===== MATERIAL PROVIDED
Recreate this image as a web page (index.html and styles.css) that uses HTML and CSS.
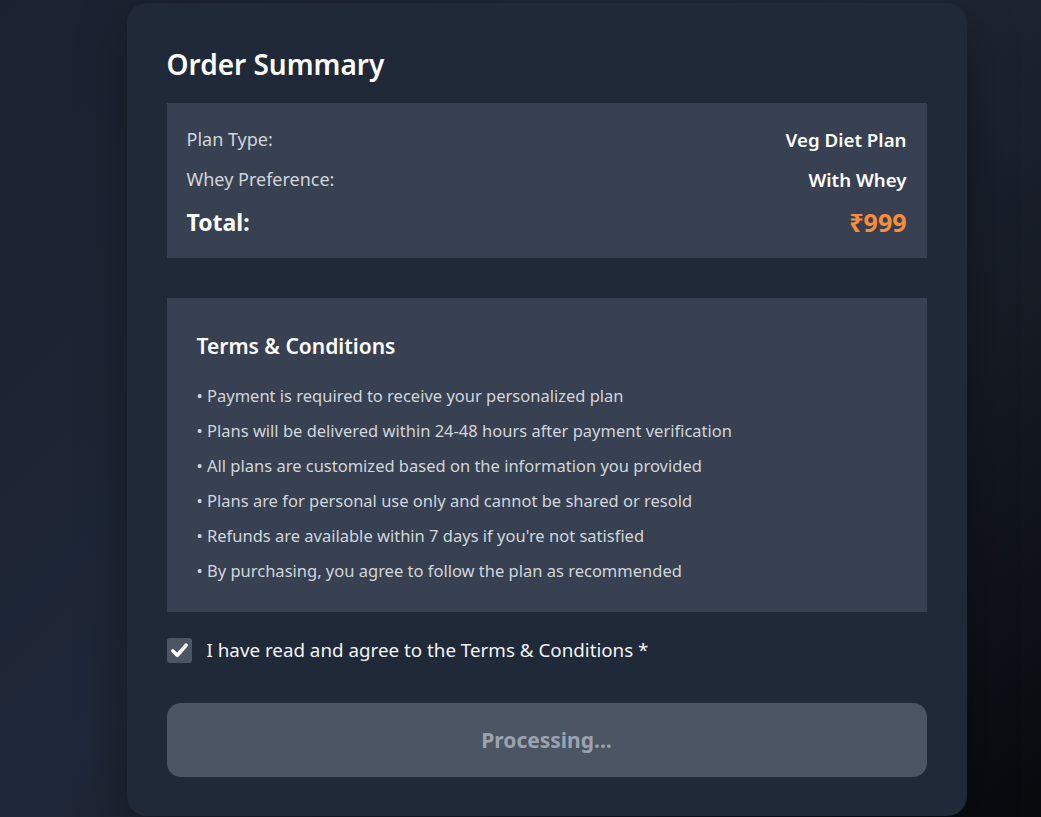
FILE: index.html
```html
<!DOCTYPE html>
<html lang="en">
<head>
<meta charset="utf-8">
<title>Order Summary</title>
<link rel="stylesheet" href="styles.css">
</head>
<body>
<main class="page">
  <section class="card">
    <h2 class="title">Order Summary</h2>
    <div class="summary">
      <div class="row">
        <span class="label">Plan Type:</span>
        <span class="value">Veg Diet Plan</span>
      </div>
      <div class="row">
        <span class="label">Whey Preference:</span>
        <span class="value">With Whey</span>
      </div>
      <div class="row total">
        <span class="total-label">Total:</span>
        <span class="price">₹999</span>
      </div>
    </div>
    <div class="terms">
      <h3 class="terms-title">Terms &amp; Conditions</h3>
      <ul class="terms-list">
        <li>• Payment is required to receive your personalized plan</li>
        <li>• Plans will be delivered within 24-48 hours after payment verification</li>
        <li>• All plans are customized based on the information you provided</li>
        <li>• Plans are for personal use only and cannot be shared or resold</li>
        <li>• Refunds are available within 7 days if you're not satisfied</li>
        <li>• By purchasing, you agree to follow the plan as recommended</li>
      </ul>
    </div>
    <label class="agree">
      <span class="checkbox">
        <svg viewBox="0 0 24 24" width="21" height="21"><path d="M4.5 12.5 L9.5 17.5 L19.5 6" fill="none" stroke="#fff" stroke-width="4.2" stroke-linecap="round" stroke-linejoin="round"/></svg>
      </span>
      <span class="agree-text">I have read and agree to the Terms &amp; Conditions *</span>
    </label>
    <button class="submit" type="button" disabled>Processing...</button>
  </section>
</main>
</body>
</html>
```

FILE: styles.css
```css
html, body {
  margin: 0;
  padding: 0;
}
body {
  min-height: 817px;
  background: linear-gradient(135deg, #1a2130 0%, #1f2838 45%, #171c26 70%, #07090d 100%);
  font-family: "Noto Sans", "Open Sans", sans-serif;
  color: #fff;
}
.page {
  display: flex;
  justify-content: center;
  padding: 3px 0 0 52px;
}
.card {
  width: 840px;
  box-sizing: border-box;
  background: #1f2937;
  border-radius: 20px;
  padding: 43px 40px 39px;
  box-shadow: 0 20px 50px rgba(0, 0, 0, 0.35);
}
.title {
  margin: 0 0 21px;
  font-size: 28px;
  line-height: 36px;
  font-weight: 600;
  color: #fff;
}
.summary {
  background: #374151;
  padding: 20px;
  display: flex;
  flex-direction: column;
  gap: 8px;
}
.row {
  display: flex;
  justify-content: space-between;
  align-items: center;
  height: 32px;
}
.label {
  font-size: 18px;
  color: #d1d5db;
}
.value {
  font-size: 18.7px;
  font-weight: 600;
  color: #fff;
}
.total {
  margin-top: 3px;
}
.total-label {
  font-size: 23px;
  font-weight: 700;
  color: #fff;
}
.price {
  font-size: 25px;
  font-weight: 700;
  color: #fb8c3a;
}
.terms {
  margin-top: 40px;
  background: #374151;
  padding: 30px 30px 24px;
}
.terms-title {
  margin: 0 0 14px;
  font-size: 21px;
  line-height: 36px;
  font-weight: 600;
  color: #fff;
}
.terms-list {
  list-style: none;
  margin: 0;
  padding: 0;
}
.terms-list li {
  font-size: 16.5px;
  line-height: 35px;
  color: #d1d5db;
}
.agree {
  margin-top: 25px;
  display: flex;
  align-items: center;
  gap: 15px;
  line-height: 26px;
}
.checkbox {
  width: 25px;
  height: 25px;
  border-radius: 3px;
  background: #4b5563;
  display: flex;
  align-items: center;
  justify-content: center;
}
.agree-text {
  font-size: 18.8px;
  color: #f3f4f6;
}
.submit {
  display: block;
  width: 100%;
  margin-top: 40px;
  height: 74px;
  border: none;
  border-radius: 14px;
  background: #4b5563;
  color: #9ca3af;
  font-family: inherit;
  font-size: 21px;
  font-weight: 700;
}
```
==========
§ **WHAT YOU WILL DO**: Display every line of the listing that contains the string "index".

§ **RESULT OF THE EXERCISE**:
Recreate this image as a web page (index.html and styles.css) that uses HTML and CSS.
FILE: index.html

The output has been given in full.